11. success → `lc.Redeploy(ctx, w, tag)` (C4 redeploy); remove `.old` staging dirs (reclaim disk); delete journal; best-effort audit event (`store.InsertEvent` source `"volsnap"`).
- `Engine.SetLifecycle(lc Lifecycle)` setter; `Restore` errors clearly if lifecycle is nil.
- [ ] **`Engine.RecoverInterruptedRestores() (int, error)`** (R3) — startup sweep, mirrors
`CleanOrphans`: for each `restore-*.json` journal, per volume: if `swapped` → remove `old`+`tmp`;
else if live missing && old exists → rename old→live (revert mid-rename crash), remove tmp;
else (live present, not swapped) → remove tmp. Delete journal. Log loudly. (Wiring at startup
happens in Phase 3's main.go change, beside `CleanOrphans`.)
## Files to Modify/Create
- `internal/keyedmutex/keyedmutex.go` (+ `_test.go`) — shared lock (new)
- `internal/deployer/deployer.go`, `internal/deployer/dispatch.go` — workloadLocks, dispatchLocked, LockWorkload, RedeployLocked, locked Teardown
- `internal/volsnap/restore.go` — Lifecycle interface, Engine.Restore, RecoverInterruptedRestores, SetLifecycle, journal type
- `internal/volsnap/restore_test.go` — fake-Lifecycle orchestration tests (extends Phase 1 file)
- `internal/api/gitops.go` — (optional, low-risk) migrate `keyedMutex``keyedmutex.Mutex` for DRY
## Acceptance Criteria
- Lock re-entrancy: `Engine.Restore``RedeployLocked` does NOT re-acquire the workload lock (no deadlock).
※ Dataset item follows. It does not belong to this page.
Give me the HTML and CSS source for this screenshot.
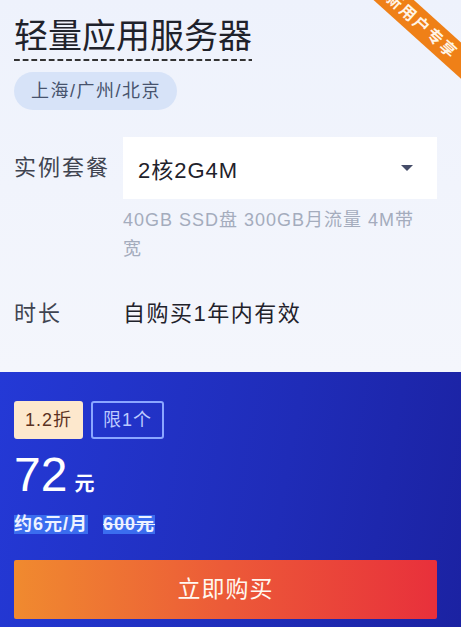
FILE: index.html
```html
<!DOCTYPE html>
<html lang="zh-CN">
<head>
  <meta charset="UTF-8" />
  <meta name="viewport" content="width=device-width, initial-scale=1" />
  <link rel="stylesheet" href="styles.css">
</head>
<body>

  <div class="card">
    <div class="ribbon">新用户专享</div>

    <div class="top">
      <h1 class="title">轻量应用服务器</h1>
      <div><span class="region">上海/广州/北京</span></div>

      <div class="row">
        <span class="label label-tall">实例套餐</span>
        <div class="field">
          <div class="select">
            <span>2核2G4M</span>
            <i class="caret"></i>
          </div>
          <p class="desc">40GB SSD盘 300GB月流量 4M带宽</p>
        </div>
      </div>

      <div class="row row-time">
        <span class="label">时长</span>
        <span class="value">自购买1年内有效</span>
      </div>
    </div>

    <div class="bottom">
      <div class="tags">
        <span class="tag tag-off">1.2折</span>
        <span class="tag tag-limit">限1个</span>
      </div>
      <div class="price">
        <span class="num">72</span>
        <span class="unit">元</span>
      </div>
      <div class="sub">
        <span class="hl">约6元/月</span>
        <span class="hl old">600元</span>
      </div>
      <a class="buy" href="#">立即购买</a>
    </div>
  </div>

</body>
</html>
```

FILE: styles.css
```css
html, body {
  margin: 0;
  padding: 0;
  width: 100%;
  height: 100%;
  overflow: hidden;
  font-family: "Liberation Sans", "Noto Sans CJK SC", sans-serif;
}

.card {
  position: relative; /* for the ribbon */
  overflow: hidden;
  height: 100%;
  display: flex;
  flex-direction: column;
}

.ribbon {
  position: absolute;
  left: 342px;
  top: 12px;
  width: 160px;
  height: 27px;
  line-height: 27px;
  text-align: center;
  background: #ef8017;
  color: #fff4e6;
  font-size: 16px;
  font-weight: 700;
  letter-spacing: 2px;
  transform: rotate(42deg);
}

.top {
  background: linear-gradient(180deg, #eef2fc 0%, #f4f6fc 100%);
  padding: 16px 24px 43px 14px;
}

.title {
  display: inline-block;
  margin: 0;
  font-size: 34px;
  line-height: 40px;
  font-weight: 400;
  color: #1f222b;
  padding-bottom: 5px;
  background-image: linear-gradient(to right, #333 62%, transparent 0);
  background-size: 8.7px 2px;
  background-repeat: repeat-x;
  background-position: left bottom;
}

.region {
  display: inline-block;
  margin-top: 11px;
  height: 38px;
  line-height: 38px;
  padding: 0 16px 0 17px;
  border-radius: 19px;
  background: #d7e3f8;
  color: #47536e;
  font-size: 18px;
  letter-spacing: 1.5px;
}

.row {
  display: flex;
  margin-top: 27px;
}

.label {
  width: 109px;
  flex: none;
  font-size: 22px;
  letter-spacing: 2px;
  color: #404450;
}

.label-tall {
  line-height: 62px;
}

.field {
  flex: 1;
}

.select {
  height: 62px;
  background: #fff;
  display: flex;
  align-items: center;
  justify-content: space-between;
  padding: 0 24px 0 15px;
  font-size: 22px;
  letter-spacing: 1px;
  color: #1f222b;
}

.caret {
  width: 0;
  height: 0;
  border-left: 6px solid transparent;
  border-right: 6px solid transparent;
  border-top: 6px solid #454c68;
}

.desc {
  margin: 7px 0 0;
  max-width: 306px;
  font-size: 18px;
  letter-spacing: 1px;
  line-height: 29px;
  color: #a4acbd;
}

.row-time {
  margin-top: 35px;
  line-height: 30px;
}

.value {
  font-size: 22px;
  letter-spacing: 1.5px;
  color: #1f222b;
}

.bottom {
  flex: 1;
  background: linear-gradient(100deg, #2439d6 0%, #1f2cb8 60%, #1b22a2 100%);
  padding: 29px 24px 0 14px;
}

.tags {
  display: flex;
  gap: 8px;
}

.tag {
  height: 34px;
  line-height: 34px;
  border: 2px solid transparent;
  border-radius: 3px;
  padding: 0 9px;
  font-size: 18px;
  letter-spacing: 1px;
}

.tag-off {
  background: #fde8cd;
  border-color: #fde8cd;
  color: #5b3222;
}

.tag-limit {
  border-color: #8ba6ff;
  color: #bccaff;
  padding: 0 10px;
}

.price {
  display: flex;
  align-items: baseline;
  gap: 7px;
  margin-top: 12px;
  color: #fff;
}

.num {
  font-size: 48px;
  line-height: 1;
}

.unit {
  font-size: 20px;
  font-weight: 700;
}

.sub {
  display: flex;
  gap: 15px;
  margin-top: 16px;
}

.hl {
  display: inline-block;
  height: 19px;
  line-height: 19px;
  background: #3b6def;
  color: #eef2ff;
  font-size: 18px;
  font-weight: 700;
  letter-spacing: 1px;
}

.old {
  text-decoration: line-through;
}

.buy {
  display: block;
  margin-top: 26px;
  height: 59px;
  line-height: 59px;
  text-align: center;
  border-radius: 2px;
  background: linear-gradient(90deg, #f08a2f 0%, #ec5a38 50%, #e8303b 100%);
  color: #fff8f0;
  font-size: 23px;
  letter-spacing: 1px;
  text-decoration: none;
}
```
All existing deployer tests still pass (lock is externally transparent).
- **Happy-path orchestration test uses the REAL `Engine.Create` (real store + `t.TempDir()`)** for the pre-restore capture so the `e.mu` deadlock (R1) would fail `go test`, not prod. Asserts call order: preflight → lock → stop → create → extract-all → swap-all → redeploy → cleanup.
- Rollback test: a swap fails midway → originals restored, redeploy called, journal deleted, error returned.
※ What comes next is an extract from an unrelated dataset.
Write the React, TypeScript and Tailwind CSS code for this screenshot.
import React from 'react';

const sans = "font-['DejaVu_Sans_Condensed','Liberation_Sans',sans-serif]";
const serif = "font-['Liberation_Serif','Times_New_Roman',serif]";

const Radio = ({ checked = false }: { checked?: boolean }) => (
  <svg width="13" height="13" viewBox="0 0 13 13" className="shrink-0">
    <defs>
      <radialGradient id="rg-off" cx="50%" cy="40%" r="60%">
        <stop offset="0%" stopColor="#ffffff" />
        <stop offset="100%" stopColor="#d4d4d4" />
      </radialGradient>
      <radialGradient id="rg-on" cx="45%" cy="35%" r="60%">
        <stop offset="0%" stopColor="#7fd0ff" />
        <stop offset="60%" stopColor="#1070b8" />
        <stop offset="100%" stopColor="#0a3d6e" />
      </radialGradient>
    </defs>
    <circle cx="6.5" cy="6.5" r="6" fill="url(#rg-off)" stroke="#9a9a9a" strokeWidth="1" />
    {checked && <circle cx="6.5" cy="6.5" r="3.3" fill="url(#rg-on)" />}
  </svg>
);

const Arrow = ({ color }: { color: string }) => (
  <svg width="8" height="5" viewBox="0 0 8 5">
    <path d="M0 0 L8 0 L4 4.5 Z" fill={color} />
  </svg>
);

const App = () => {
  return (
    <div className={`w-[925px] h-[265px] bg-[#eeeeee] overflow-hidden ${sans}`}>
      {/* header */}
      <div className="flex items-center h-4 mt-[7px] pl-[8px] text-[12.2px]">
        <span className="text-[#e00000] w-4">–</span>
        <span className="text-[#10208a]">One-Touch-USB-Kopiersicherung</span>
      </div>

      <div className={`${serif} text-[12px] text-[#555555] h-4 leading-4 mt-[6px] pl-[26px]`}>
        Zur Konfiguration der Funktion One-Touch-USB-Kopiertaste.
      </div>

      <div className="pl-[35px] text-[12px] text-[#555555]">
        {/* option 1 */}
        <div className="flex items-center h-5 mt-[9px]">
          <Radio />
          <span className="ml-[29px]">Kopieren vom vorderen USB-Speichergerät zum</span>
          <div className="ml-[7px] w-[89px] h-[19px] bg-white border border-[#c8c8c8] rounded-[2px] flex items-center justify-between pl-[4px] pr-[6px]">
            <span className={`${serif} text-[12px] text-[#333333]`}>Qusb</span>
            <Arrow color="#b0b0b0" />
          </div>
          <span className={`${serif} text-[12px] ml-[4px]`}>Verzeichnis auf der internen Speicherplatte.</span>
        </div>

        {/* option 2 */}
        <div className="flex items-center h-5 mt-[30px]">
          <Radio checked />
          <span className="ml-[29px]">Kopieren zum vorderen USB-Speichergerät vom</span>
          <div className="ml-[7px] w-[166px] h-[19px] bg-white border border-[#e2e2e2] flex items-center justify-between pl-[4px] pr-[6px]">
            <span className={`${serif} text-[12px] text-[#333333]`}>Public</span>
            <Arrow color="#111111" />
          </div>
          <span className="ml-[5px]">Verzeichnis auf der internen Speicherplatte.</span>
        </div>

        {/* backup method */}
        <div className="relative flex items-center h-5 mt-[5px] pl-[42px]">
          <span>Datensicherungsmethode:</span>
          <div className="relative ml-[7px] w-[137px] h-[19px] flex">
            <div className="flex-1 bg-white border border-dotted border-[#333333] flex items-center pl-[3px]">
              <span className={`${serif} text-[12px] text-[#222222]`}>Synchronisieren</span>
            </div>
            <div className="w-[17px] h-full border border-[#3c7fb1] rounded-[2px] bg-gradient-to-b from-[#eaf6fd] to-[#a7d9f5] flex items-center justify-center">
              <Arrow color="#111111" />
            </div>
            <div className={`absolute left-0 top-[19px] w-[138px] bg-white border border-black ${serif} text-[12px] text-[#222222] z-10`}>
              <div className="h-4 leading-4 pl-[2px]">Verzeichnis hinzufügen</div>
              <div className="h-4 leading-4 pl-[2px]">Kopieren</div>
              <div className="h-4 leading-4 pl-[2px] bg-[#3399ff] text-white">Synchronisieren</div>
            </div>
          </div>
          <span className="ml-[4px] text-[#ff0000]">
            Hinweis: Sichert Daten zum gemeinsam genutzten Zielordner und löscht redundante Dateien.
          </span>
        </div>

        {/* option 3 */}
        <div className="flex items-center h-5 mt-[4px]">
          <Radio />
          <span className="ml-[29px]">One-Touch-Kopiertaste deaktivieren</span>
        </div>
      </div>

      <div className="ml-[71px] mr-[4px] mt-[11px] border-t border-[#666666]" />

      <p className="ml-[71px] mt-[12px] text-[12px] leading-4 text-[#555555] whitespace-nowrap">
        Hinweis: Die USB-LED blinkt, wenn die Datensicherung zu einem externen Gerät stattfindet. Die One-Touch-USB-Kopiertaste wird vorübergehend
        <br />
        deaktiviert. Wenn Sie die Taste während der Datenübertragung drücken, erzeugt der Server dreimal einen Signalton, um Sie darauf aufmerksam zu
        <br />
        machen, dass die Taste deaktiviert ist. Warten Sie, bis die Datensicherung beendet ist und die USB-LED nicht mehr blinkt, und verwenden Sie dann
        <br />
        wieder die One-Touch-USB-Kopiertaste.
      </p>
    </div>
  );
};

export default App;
- Preflight-fail test: lock/stop NEVER called (abort before lock).
- Disk-pre-check-fail test: abort before lock.
- `RecoverInterruptedRestores` test: simulate journals in each crash state → correct revert/keep/cleanup.
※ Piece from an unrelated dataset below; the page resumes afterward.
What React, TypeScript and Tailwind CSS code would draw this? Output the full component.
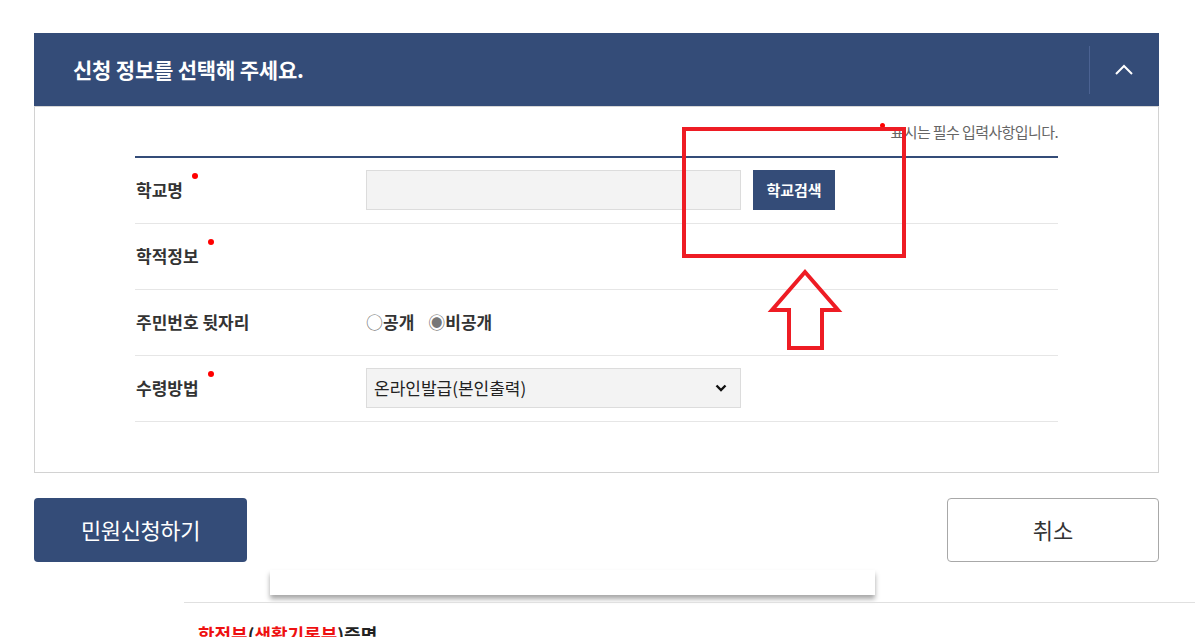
import React from 'react';

const FONT = "font-['Noto_Sans_CJK_KR','Noto_Sans',sans-serif]";

const Row = ({ label, required, children }: { label: string; required?: boolean; children?: React.ReactNode }) => (
  <div className="flex h-[66px] items-center border-b border-[#e6e6e6]">
    <div className="w-[231px] pl-[1px] text-[17px] font-bold text-[#333]">
      <span className="inline-flex items-start">
        {label}
        {required && <span className="ml-[9px] -mt-[4px] h-[6px] w-[6px] rounded-full bg-[#ff0000]"></span>}
      </span>
    </div>
    <div className="flex flex-1 items-center">{children}</div>
  </div>
);

const App = () => {
  return (
    <div className={`relative h-[637px] w-[1195px] overflow-hidden bg-white ${FONT}`}>
      <section className="pl-[34px] pr-[36px] pt-[33px]">
        {/* HEADER */}
        <div className="flex h-[74px] items-center justify-between border-b border-[#d6d6d6] bg-[#344c78] pl-[39px]">
          <h2 className="text-[21px] font-bold tracking-[-0.2px] text-white">신청 정보를 선택해 주세요.</h2>
          <div className="flex h-[48px] w-[70px] items-center justify-center border-l border-[#4b6292] pr-[2px]">
            <svg width="20" height="12" viewBox="0 0 20 12" fill="none">
              <path d="M2 10 L10 2 L18 10" stroke="white" strokeWidth="2" />
            </svg>
          </div>
        </div>

        {/* FORM BODY */}
        <div className="border border-t-0 border-[#d2d2d2] px-[100px] pb-[50px] pt-[14px]">
          <p className="flex justify-end text-[15px] tracking-[-0.6px] text-[#666]">
            <span className="mr-[6px] mt-[2px] h-[5px] w-[5px] rounded-full bg-[#ff0000]"></span>
            표시는 필수 입력사항입니다.
          </p>
          <div className="mt-[12px] border-t-2 border-[#344c78]">
            <Row label="학교명" required>
              <div className="h-[40px] w-[375px] border border-[#dcdcdc] bg-[#f3f3f3]"></div>
              <button className="ml-[12px] h-[40px] w-[82px] bg-[#344c78] text-[15px] font-bold text-white">학교검색</button>
            </Row>
            <Row label="학적정보" required />
            <Row label="주민번호 뒷자리">
              <div className="flex items-center text-[17px] font-bold text-[#333]">
                <span className="font-normal text-[#777]">○</span>
                <span>공개</span>
                <span className="ml-[14px] font-normal text-[#777]">◉</span>
                <span>비공개</span>
              </div>
            </Row>
            <Row label="수령방법" required>
              <div className="flex h-[40px] w-[375px] items-center justify-between border border-[#dcdcdc] bg-[#f3f3f3] pl-[7px] pr-[13px] text-[17px] text-[#222]">
                <span>온라인발급(본인출력)</span>
                <svg width="12" height="8" viewBox="0 0 12 8" fill="none">
                  <path d="M1.5 1.5 L6 6 L10.5 1.5" stroke="#111" strokeWidth="2.4" />
                </svg>
              </div>
            </Row>
          </div>
        </div>

        {/* ACTIONS */}
        <div className="mt-[25px] flex justify-between">
          <button className="h-[64px] w-[213px] rounded-[4px] bg-[#344c78] text-[22px] tracking-[-0.4px] text-white">민원신청하기</button>
          <button className="h-[64px] w-[212px] rounded-[4px] border border-[#a8a8a8] bg-white text-[22px] text-[#333]">취소</button>
        </div>
      </section>

      {/* NEXT ITEM */}
      <div className="ml-[184px] mt-[8px]">
        <div className="ml-[86px] h-[25px] w-[605px] bg-white shadow-[0_4px_5px_rgba(0,0,0,0.35)]"></div>
        <div className="mt-[7px] border-t border-[#e0e0e0] pl-[14px] pt-[18px] text-[18px] font-bold">
          <span className="text-[#ee1111]">학적부</span>
          <span className="text-[#222]">(</span>
          <span className="text-[#ee1111]">생활기록부</span>
          <span className="text-[#222]">)증명</span>
        </div>
      </div>

      {/* ANNOTATION */}
      <svg className="pointer-events-none absolute left-0 top-0" width="1195" height="637">
        <rect x="684" y="129" width="220" height="127" fill="none" stroke="#ee1c24" strokeWidth="4" />
        <path d="M805 272 L838 310 L822 310 L822 348 L789 348 L789 310 L772 310 Z" fill="none" stroke="#ee1c24" strokeWidth="4" strokeLinejoin="miter" />
      </svg>
    </div>
  );
};

export default App;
- `go build ./...`, `go vet ./internal/...`, `go test ./internal/...` green.
## Notes
- ⚠️ The Deployer lock change touches the hot deploy path — verify no existing path re-enters `DispatchPlugin` under a held lock (webhook preview = sequential teardown-then-deploy on the child, not nested — confirmed safe).
- The API single-flight (Phase 3) is a fast 409 reject; the deployer lock is the real mutex — they compose (document).
## Review Checklist
- [ ] All tasks completed
- [ ] Code follows project conventions
- [ ] No unintended side effects (existing deploy/teardown behavior unchanged externally)
- [ ] Build passes
- [ ] Tests pass (new + existing)
## Handoff to Next Phase
Implemented: `internal/keyedmutex` (Lock+TryLock, tested); deployer `workloadLocks` +
`dispatchLocked` + `LockWorkload` + `RedeployLocked`, `DispatchPlugin`/`DispatchTeardown`
now per-workload-locked (reconciler intentionally NOT). `volsnap.Lifecycle` interface,
`Engine.Restore`, `restoreJournal` (atomic write — W1), `RecoverInterruptedRestores`,
`recoverVolume`, `checkDiskSpace`, `SetLifecycle`. Tests: `restore_engine_test.go`
(happy/real-Create, redeploy-fail, preflight-abort, extract-fail-after-lock, nil-lifecycle,
wrong-workload, recovery×3 states), `keyedmutex_test.go`. Full `go test ./internal/...` green.
**Review (go-reviewer, APPROVE WITH NOTES):** no functional blockers in this diff. Verified:
no lock re-entrancy/`e.mu` self-deadlock, no prune-race (extract-all precedes `e.Create`),
recovery state machine doesn't revert good data. Addressed in-phase: W1 (atomic journal),
W3 (extract-failure orchestration test). Residual W3 (mid-swap fault injection) accepted.
**🔴 HARD PREREQUISITES for Phase 3 (B1 + N1 from review):**
1. Wire `snapshotEngine.RecoverInterruptedRestores()` at startup in `cmd/server/main.go`,
BEFORE the API server serves — beside the existing `CleanOrphans()` call (~main.go:333).
Without it the journal/WAL protects nothing — a crash mid-restore is unrecovered.
2. Wire `snapshotEngine.SetLifecycle(adapter)` strictly BEFORE serving (same place as
`SetSnapshotEngine`) so the `e.lifecycle` field is safely published (no race).
3. The restore endpoint MUST NOT be reachable until both are wired.
**Lifecycle adapter (Phase 3, main.go) maps:** `Lock``deployer.LockWorkload`;
`StopContainers``store.ListContainersByWorkload` + `docker.StopContainer` each running +
`UpdateContainerState(...,"stopped")` + return newest-running `ImageTag`;
`Redeploy``deployer.RedeployLocked` with a `restore`-reason intent (Reference=tag).